While most of his high school classmates took a more conventional approach for their class project, Bob G. Heft decided to do something a little more ambitious. He set out to redesign the American flag.
It was 1958 and Heft’s history teacher, Stanley Pratt, asked his class to make anything they wanted and bring it in for a show-and-tell. At that time, America had 48 states, but there was talk that Alaska and Hawaii might be soon be joining the Union. Heft, a junior at Lancaster High School in Ohio, began to imagine what the American flag might look like if it had 50 stars. His inspiration was none other that Betsy Ross, who is credited as the maker of the first American flag.
Heft spent more than 12 hours cutting 50 white stars from iron-on material, adhering the stars to a piece of blue cloth and sewing the new field of stars to his parents’ 48-star American flag. He cleverly arranged the 50 stars into a field that included five rows of six stars and four rows of five stars.
When Heft brought his flag to school, his teacher was not impressed. “He told me, ‘Why you got too many stars? You don’t even know how many states we have’,” Heft recounted years later.
Heft only got a B- for his project. However, Heft was given a chance to improve his grade if he convinced the U.S. government to use his flag. The odds were heavily stacked against him, but Heft was on a mission. He began writing letters and making calls to the White House, asking the president to look at his flag.

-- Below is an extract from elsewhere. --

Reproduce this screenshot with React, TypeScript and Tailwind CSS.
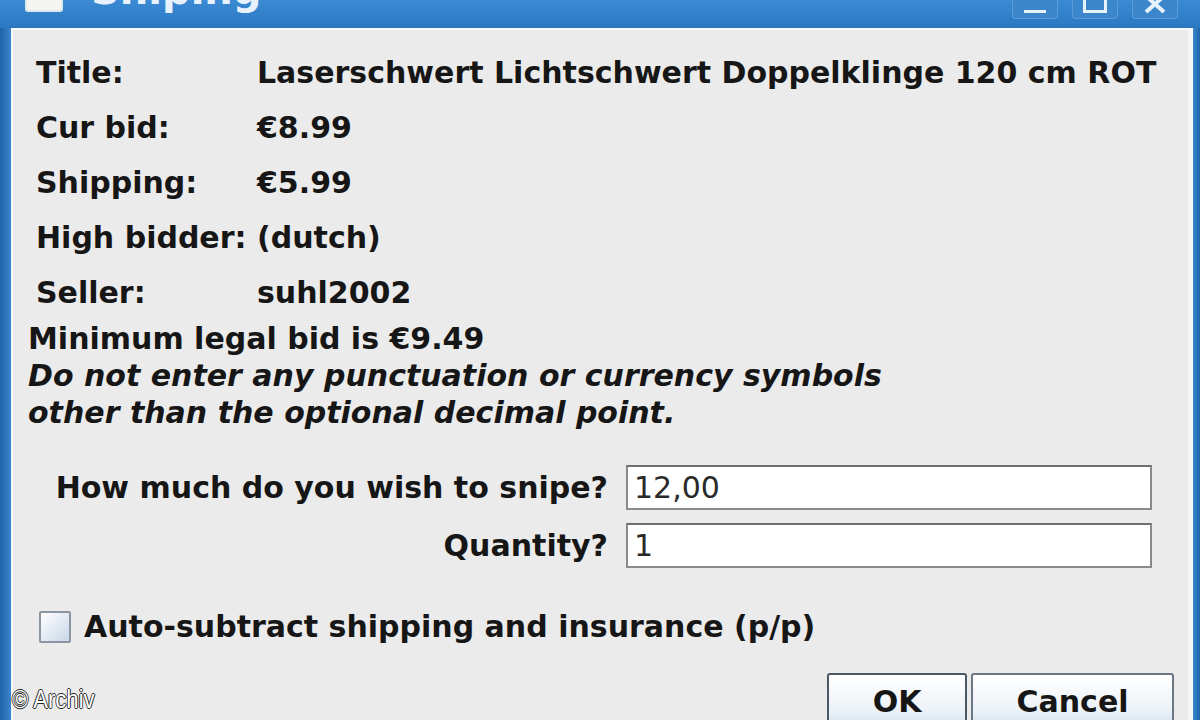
import React from "react";

const FONT = "font-['DejaVu_Sans',_'Liberation_Sans',_sans-serif]";

const ROWS: { label: string; value: string }[] = [
  { label: "Title:", value: "Laserschwert Lichtschwert Doppelklinge 120 cm ROT" },
  { label: "Cur bid:", value: "€8.99" },
  { label: "Shipping:", value: "€5.99" },
  { label: "High bidder:", value: "(dutch)" },
  { label: "Seller:", value: "suhl2002" },
];

function WinButton({ children }: { children: React.ReactNode }) {
  return (
    <div className="flex h-[19px] w-[46px] items-center justify-center rounded-b-[4px] border border-t-0 border-[#5b9bd8] bg-[#3c86cc]">
      {children}
    </div>
  );
}

function TitleBar() {
  return (
    <div className="flex h-[28px] shrink-0 items-start overflow-hidden bg-gradient-to-b from-[#3b8ad4] to-[#2a78c2]">
      <div className="ml-[25px] mt-[-14px] h-[26px] w-[38px] rounded-[3px] border-2 border-[#dfe8f0] bg-[#f4f4f0]" />
      <span className={`${FONT} ml-[28px] mt-[-30px] text-[40px] font-bold leading-none text-[#e8f2fc]`}>
        Shiping
      </span>
      <div className="ml-auto mr-[22px] flex gap-[14px]">
        <WinButton>
          <div className="mt-[4px] h-[3px] w-[22px] bg-[#e8f2fc]" />
        </WinButton>
        <WinButton>
          <div className="mt-[-6px] h-[14px] w-[24px] border-[3px] border-t-0 border-[#e8f2fc]" />
        </WinButton>
        <WinButton>
          <svg width="30" height="19" viewBox="0 0 30 19">
            <path d="M6 -4 L24 12 M24 -4 L6 12" stroke="#e8f2fc" strokeWidth="4" />
          </svg>
        </WinButton>
      </div>
    </div>
  );
}

function Field({ label, value }: { label: string; value: string }) {
  return (
    <div className="flex items-center">
      <span className="w-[613px] shrink-0 pr-[18px] text-right font-bold">{label}</span>
      <div className="flex h-[45px] w-[526px] items-center border-2 border-[#8a8a8a] border-t-[#6e6e6e] bg-white pl-[6px] leading-none text-[#2a2a2a]">
        {value}
      </div>
    </div>
  );
}

export default function App() {
  return (
    <div className={`${FONT} relative flex h-[720px] w-[1200px] flex-col overflow-hidden bg-[#2a74bc]`}>
      <TitleBar />
      <div className="flex min-h-0 flex-1">
        <div className="w-[11px] shrink-0 bg-gradient-to-r from-[#1f63a8] to-[#3a86cc]" />
        <div className="flex flex-1 flex-col border-l-2 border-t-2 border-r-[5px] border-l-[#f6f8fa] border-t-[#f8f9fa] border-r-[#f4f6f8] bg-[#ebebeb] text-[30px] text-[#161616]">
          <div className="pt-[15px] pl-[23px]">
            {ROWS.map((r) => (
              <div key={r.label} className="flex h-[55px] items-center font-bold">
                <span className="w-[221px] shrink-0">{r.label}</span>
                <span className="whitespace-nowrap">{r.value}</span>
              </div>
            ))}
          </div>
          <div className="pl-[15px] font-bold leading-[37px]">
            <div>Minimum legal bid is €9.49</div>
            <div className="italic">Do not enter any punctuation or currency symbols</div>
            <div className="italic">other than the optional decimal point.</div>
          </div>

          <div className="mt-[34px] flex flex-col gap-[13px]">
            <Field label="How much do you wish to snipe?" value="12,00" />
            <Field label="Quantity?" value="1" />
          </div>

          <div className="mt-[36px] flex items-center pl-[26px]">
            <div className="h-[32px] w-[32px] shrink-0 rounded-[2px] border-2 border-[#8c96a2] bg-gradient-to-br from-[#ffffff] to-[#c8d6e6]" />
            <span className="ml-[13px] font-bold">Auto-subtract shipping and insurance (p/p)</span>
          </div>

          <div className="mt-[24px] flex justify-end pr-[14px]">
            <button className="flex h-[70px] w-[140px] items-start justify-center rounded-t-[3px] border-2 border-[#4a5866] bg-gradient-to-b from-[#ffffff] via-[#eef3f8] to-[#c4d6ea] pt-[4px] font-bold">
              OK
            </button>
            <button className="ml-[4px] flex h-[70px] w-[203px] items-start justify-center rounded-t-[3px] border-2 border-[#6a7886] bg-gradient-to-b from-[#ffffff] via-[#eef3f8] to-[#c4d6ea] pt-[4px] font-bold">
              Cancel
            </button>
          </div>
        </div>
        <div className="w-[7px] shrink-0 bg-gradient-to-r from-[#3a86cc] to-[#1f63a8]" />
      </div>
      <span className="absolute left-[12px] top-[680px] origin-left scale-x-[0.85] font-['Liberation_Sans',_sans-serif] text-[26px] text-white [text-shadow:_-1px_0_#222,_1px_0_#222,_0_1px_#222,_0_-1px_#222]">
        © Archiv
      </span>
    </div>
  );
}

Two years later, after Alaska and Hawaii became states, Heft received a surprise call from President Dwight D. Eisenhower with the news he was waiting for. His flag was chosen as the model for the new 50-star flag. On July 4, 1960, President Eisenhower invited Heft to Washington, D.C., for a flag raising ceremony at the U.S. Capitol.
Even Heft’s history teacher was impressed.
“He said, ‘I guess if it’s good enough for Washington, it’s good enough for me,” recalled Heft. “I hereby change the grade to an A.’”
Since then, Heft’s banner has set a new record as the longest-tenured U.S. flag.
Heft went to work as a professor at Northwest State Community College in Archbold, Ohio and served as mayor of Napoleon, Ohio. He also became a highly regarded motivational speaker and he visited the White House 14 times.
Always one to think ahead, Heft also designed a 51-star American flag, just in case Washington, D.C. or Puerto Rico becomes a state. Heft’s 51-star flag reportedly has six rows of stars alternating between rows of nine and eight.
Heft, who died in 2009 at the age of 67, will be forever known as the student who designed the 50-star American flag.